● TASK PROMPT: Transcribe each entry below exactly. Pictures do not go in the copy.

[START OF ENTRIES]

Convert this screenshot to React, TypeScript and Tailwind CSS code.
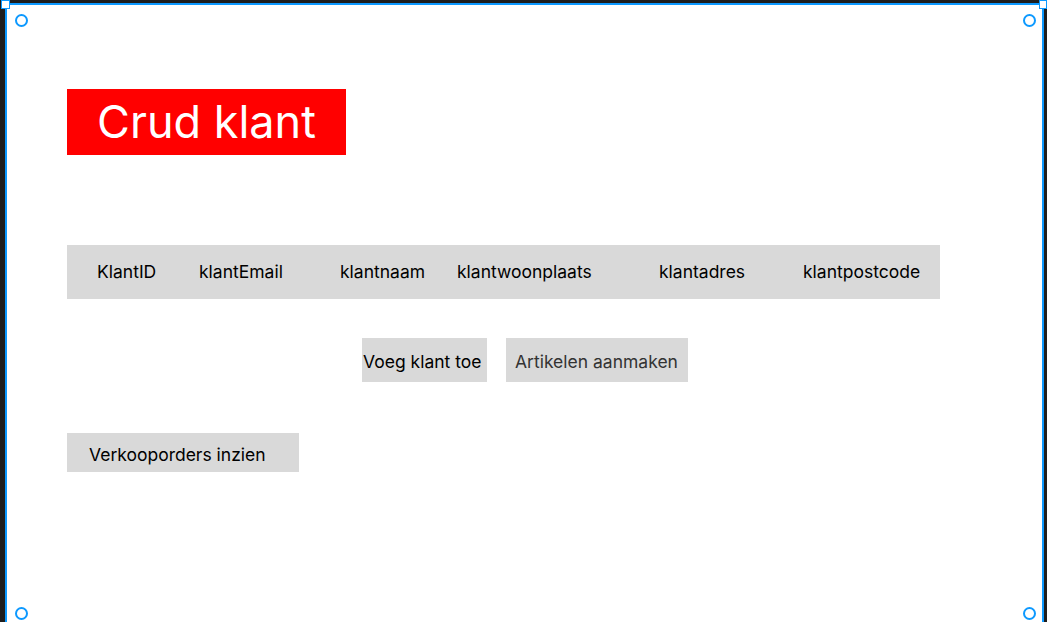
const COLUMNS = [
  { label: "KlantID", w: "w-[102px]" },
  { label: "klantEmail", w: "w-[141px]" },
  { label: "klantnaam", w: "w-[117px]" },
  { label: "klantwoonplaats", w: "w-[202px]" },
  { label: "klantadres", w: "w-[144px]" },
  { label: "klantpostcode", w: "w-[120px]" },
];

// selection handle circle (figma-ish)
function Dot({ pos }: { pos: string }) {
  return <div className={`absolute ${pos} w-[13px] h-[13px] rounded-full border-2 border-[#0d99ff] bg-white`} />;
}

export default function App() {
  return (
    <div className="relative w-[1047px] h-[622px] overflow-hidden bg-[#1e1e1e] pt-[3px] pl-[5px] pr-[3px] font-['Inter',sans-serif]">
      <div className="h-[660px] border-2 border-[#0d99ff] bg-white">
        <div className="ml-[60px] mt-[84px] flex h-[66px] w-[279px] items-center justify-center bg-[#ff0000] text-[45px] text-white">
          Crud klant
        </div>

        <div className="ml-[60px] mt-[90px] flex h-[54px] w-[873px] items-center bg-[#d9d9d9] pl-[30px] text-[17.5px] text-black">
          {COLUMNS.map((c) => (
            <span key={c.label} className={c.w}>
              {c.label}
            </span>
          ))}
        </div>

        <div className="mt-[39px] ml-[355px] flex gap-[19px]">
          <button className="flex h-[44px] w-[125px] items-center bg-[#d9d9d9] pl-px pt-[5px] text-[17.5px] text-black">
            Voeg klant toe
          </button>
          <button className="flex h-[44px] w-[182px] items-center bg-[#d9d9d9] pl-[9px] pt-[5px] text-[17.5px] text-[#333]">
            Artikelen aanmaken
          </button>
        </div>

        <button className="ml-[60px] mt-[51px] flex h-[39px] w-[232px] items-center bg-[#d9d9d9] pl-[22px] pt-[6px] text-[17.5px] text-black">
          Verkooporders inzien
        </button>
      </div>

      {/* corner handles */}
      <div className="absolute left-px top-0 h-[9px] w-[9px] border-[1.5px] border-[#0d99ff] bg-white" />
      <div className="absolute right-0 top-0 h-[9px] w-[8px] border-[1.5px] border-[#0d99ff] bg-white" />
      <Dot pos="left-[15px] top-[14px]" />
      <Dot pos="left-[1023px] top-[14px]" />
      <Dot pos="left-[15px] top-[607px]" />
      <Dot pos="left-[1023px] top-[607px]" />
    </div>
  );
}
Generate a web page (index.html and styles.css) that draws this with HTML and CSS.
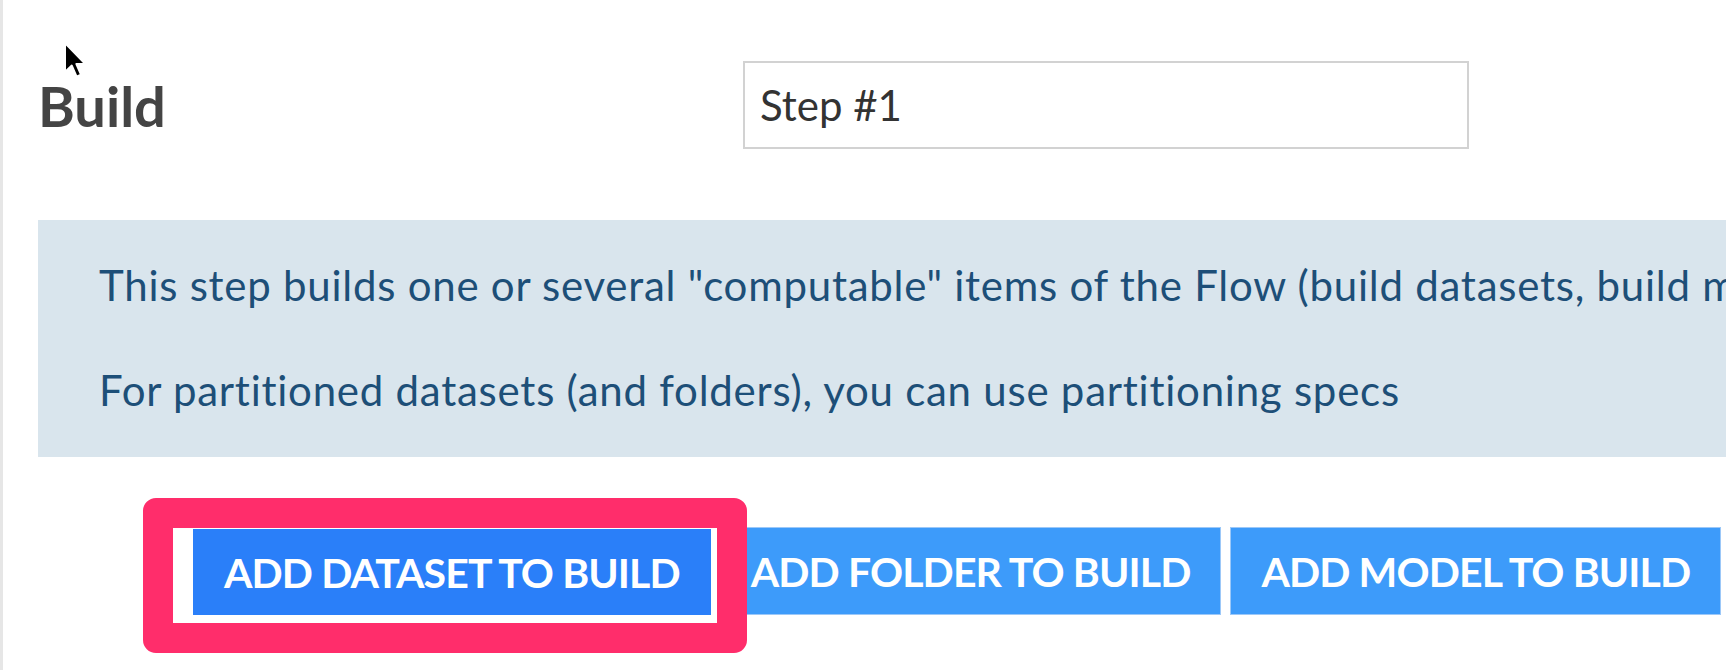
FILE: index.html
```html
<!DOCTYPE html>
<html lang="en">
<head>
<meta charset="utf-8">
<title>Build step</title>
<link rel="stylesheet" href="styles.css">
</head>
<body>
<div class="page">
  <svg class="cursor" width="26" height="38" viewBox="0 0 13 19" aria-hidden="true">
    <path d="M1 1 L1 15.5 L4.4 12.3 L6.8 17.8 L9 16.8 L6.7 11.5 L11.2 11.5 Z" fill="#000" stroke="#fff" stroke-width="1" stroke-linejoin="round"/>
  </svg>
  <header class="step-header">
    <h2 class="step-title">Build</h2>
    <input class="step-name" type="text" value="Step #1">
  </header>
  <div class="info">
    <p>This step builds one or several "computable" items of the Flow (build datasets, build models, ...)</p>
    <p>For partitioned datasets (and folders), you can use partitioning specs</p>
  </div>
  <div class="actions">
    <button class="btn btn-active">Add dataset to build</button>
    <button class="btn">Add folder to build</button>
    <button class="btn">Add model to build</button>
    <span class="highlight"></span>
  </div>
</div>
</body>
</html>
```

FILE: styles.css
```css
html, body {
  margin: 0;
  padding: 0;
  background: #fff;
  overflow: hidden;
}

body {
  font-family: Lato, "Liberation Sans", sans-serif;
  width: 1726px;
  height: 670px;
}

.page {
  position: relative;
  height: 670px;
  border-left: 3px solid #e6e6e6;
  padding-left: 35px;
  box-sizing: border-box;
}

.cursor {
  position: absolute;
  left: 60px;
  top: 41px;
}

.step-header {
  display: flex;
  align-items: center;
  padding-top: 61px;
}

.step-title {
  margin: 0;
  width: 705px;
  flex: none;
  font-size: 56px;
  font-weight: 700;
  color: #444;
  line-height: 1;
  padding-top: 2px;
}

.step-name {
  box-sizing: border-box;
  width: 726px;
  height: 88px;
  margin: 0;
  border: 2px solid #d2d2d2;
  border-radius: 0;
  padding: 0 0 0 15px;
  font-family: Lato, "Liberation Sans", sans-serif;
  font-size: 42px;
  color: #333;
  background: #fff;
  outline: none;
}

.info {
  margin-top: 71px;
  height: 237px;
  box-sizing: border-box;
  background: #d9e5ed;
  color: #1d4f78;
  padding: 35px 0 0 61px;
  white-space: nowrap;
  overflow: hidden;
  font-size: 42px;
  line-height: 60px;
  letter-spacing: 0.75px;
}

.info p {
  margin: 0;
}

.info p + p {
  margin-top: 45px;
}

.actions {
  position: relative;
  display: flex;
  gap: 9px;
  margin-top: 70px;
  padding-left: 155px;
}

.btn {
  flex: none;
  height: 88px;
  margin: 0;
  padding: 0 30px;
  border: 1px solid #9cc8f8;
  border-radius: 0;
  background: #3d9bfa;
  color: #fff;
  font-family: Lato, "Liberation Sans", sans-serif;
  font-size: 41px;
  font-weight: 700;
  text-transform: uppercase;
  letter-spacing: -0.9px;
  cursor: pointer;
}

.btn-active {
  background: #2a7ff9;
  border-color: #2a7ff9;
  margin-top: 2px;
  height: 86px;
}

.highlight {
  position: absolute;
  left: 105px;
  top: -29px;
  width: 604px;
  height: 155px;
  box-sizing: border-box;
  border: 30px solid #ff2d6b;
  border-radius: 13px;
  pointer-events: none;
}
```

[END OF ENTRIES]

● SOLUTION TO THIS EXERCISE:
Convert this screenshot to React, TypeScript and Tailwind CSS code.
const COLUMNS = [
  { label: "KlantID", w: "w-[102px]" },
  { label: "klantEmail", w: "w-[141px]" },
  { label: "klantnaam", w: "w-[117px]" },
  { label: "klantwoonplaats", w: "w-[202px]" },
  { label: "klantadres", w: "w-[144px]" },
  { label: "klantpostcode", w: "w-[120px]" },
];

// selection handle circle (figma-ish)
function Dot({ pos }: { pos: string }) {
  return <div className={`absolute ${pos} w-[13px] h-[13px] rounded-full border-2 border-[#0d99ff] bg-white`} />;
}

export default function App() {
  return (
    <div className="relative w-[1047px] h-[622px] overflow-hidden bg-[#1e1e1e] pt-[3px] pl-[5px] pr-[3px] font-['Inter',sans-serif]">
      <div className="h-[660px] border-2 border-[#0d99ff] bg-white">
        <div className="ml-[60px] mt-[84px] flex h-[66px] w-[279px] items-center justify-center bg-[#ff0000] text-[45px] text-white">
          Crud klant
        </div>

        <div className="ml-[60px] mt-[90px] flex h-[54px] w-[873px] items-center bg-[#d9d9d9] pl-[30px] text-[17.5px] text-black">
          {COLUMNS.map((c) => (
            <span key={c.label} className={c.w}>
              {c.label}
            </span>
          ))}
        </div>

        <div className="mt-[39px] ml-[355px] flex gap-[19px]">
          <button className="flex h-[44px] w-[125px] items-center bg-[#d9d9d9] pl-px pt-[5px] text-[17.5px] text-black">
            Voeg klant toe
          </button>
          <button className="flex h-[44px] w-[182px] items-center bg-[#d9d9d9] pl-[9px] pt-[5px] text-[17.5px] text-[#333]">
            Artikelen aanmaken
          </button>
        </div>

        <button className="ml-[60px] mt-[51px] flex h-[39px] w-[232px] items-center bg-[#d9d9d9] pl-[22px] pt-[6px] text-[17.5px] text-black">
          Verkooporders inzien
        </button>
      </div>

      {/* corner handles */}
      <div className="absolute left-px top-0 h-[9px] w-[9px] border-[1.5px] border-[#0d99ff] bg-white" />
      <div className="absolute right-0 top-0 h-[9px] w-[8px] border-[1.5px] border-[#0d99ff] bg-white" />
      <Dot pos="left-[15px] top-[14px]" />
      <Dot pos="left-[1023px] top-[14px]" />
      <Dot pos="left-[15px] top-[607px]" />
      <Dot pos="left-[1023px] top-[607px]" />
    </div>
  );
}
Generate a web page (index.html and styles.css) that draws this with HTML and CSS.
FILE: index.html
```html
<!DOCTYPE html>
<html lang="en">
<head>
<meta charset="utf-8">
<title>Build step</title>
<link rel="stylesheet" href="styles.css">
</head>
<body>
<div class="page">
  <svg class="cursor" width="26" height="38" viewBox="0 0 13 19" aria-hidden="true">
    <path d="M1 1 L1 15.5 L4.4 12.3 L6.8 17.8 L9 16.8 L6.7 11.5 L11.2 11.5 Z" fill="#000" stroke="#fff" stroke-width="1" stroke-linejoin="round"/>
  </svg>
  <header class="step-header">
    <h2 class="step-title">Build</h2>
    <input class="step-name" type="text" value="Step #1">
  </header>
  <div class="info">
    <p>This step builds one or several "computable" items of the Flow (build datasets, build models, ...)</p>
    <p>For partitioned datasets (and folders), you can use partitioning specs</p>
  </div>
  <div class="actions">
    <button class="btn btn-active">Add dataset to build</button>
    <button class="btn">Add folder to build</button>
    <button class="btn">Add model to build</button>
    <span class="highlight"></span>
  </div>
</div>
</body>
</html>
```

FILE: styles.css
```css
html, body {
  margin: 0;
  padding: 0;
  background: #fff;
  overflow: hidden;
}

body {
  font-family: Lato, "Liberation Sans", sans-serif;
  width: 1726px;
  height: 670px;
}

.page {
  position: relative;
  height: 670px;
  border-left: 3px solid #e6e6e6;
  padding-left: 35px;
  box-sizing: border-box;
}

.cursor {
  position: absolute;
  left: 60px;
  top: 41px;
}

.step-header {
  display: flex;
  align-items: center;
  padding-top: 61px;
}

.step-title {
  margin: 0;
  width: 705px;
  flex: none;
  font-size: 56px;
  font-weight: 700;
  color: #444;
  line-height: 1;
  padding-top: 2px;
}

.step-name {
  box-sizing: border-box;
  width: 726px;
  height: 88px;
  margin: 0;
  border: 2px solid #d2d2d2;
  border-radius: 0;
  padding: 0 0 0 15px;
  font-family: Lato, "Liberation Sans", sans-serif;
  font-size: 42px;
  color: #333;
  background: #fff;
  outline: none;
}

.info {
  margin-top: 71px;
  height: 237px;
  box-sizing: border-box;
  background: #d9e5ed;
  color: #1d4f78;
  padding: 35px 0 0 61px;
  white-space: nowrap;
  overflow: hidden;
  font-size: 42px;
  line-height: 60px;
  letter-spacing: 0.75px;
}

.info p {
  margin: 0;
}

.info p + p {
  margin-top: 45px;
}

.actions {
  position: relative;
  display: flex;
  gap: 9px;
  margin-top: 70px;
  padding-left: 155px;
}

.btn {
  flex: none;
  height: 88px;
  margin: 0;
  padding: 0 30px;
  border: 1px solid #9cc8f8;
  border-radius: 0;
  background: #3d9bfa;
  color: #fff;
  font-family: Lato, "Liberation Sans", sans-serif;
  font-size: 41px;
  font-weight: 700;
  text-transform: uppercase;
  letter-spacing: -0.9px;
  cursor: pointer;
}

.btn-active {
  background: #2a7ff9;
  border-color: #2a7ff9;
  margin-top: 2px;
  height: 86px;
}

.highlight {
  position: absolute;
  left: 105px;
  top: -29px;
  width: 604px;
  height: 155px;
  box-sizing: border-box;
  border: 30px solid #ff2d6b;
  border-radius: 13px;
  pointer-events: none;
}
```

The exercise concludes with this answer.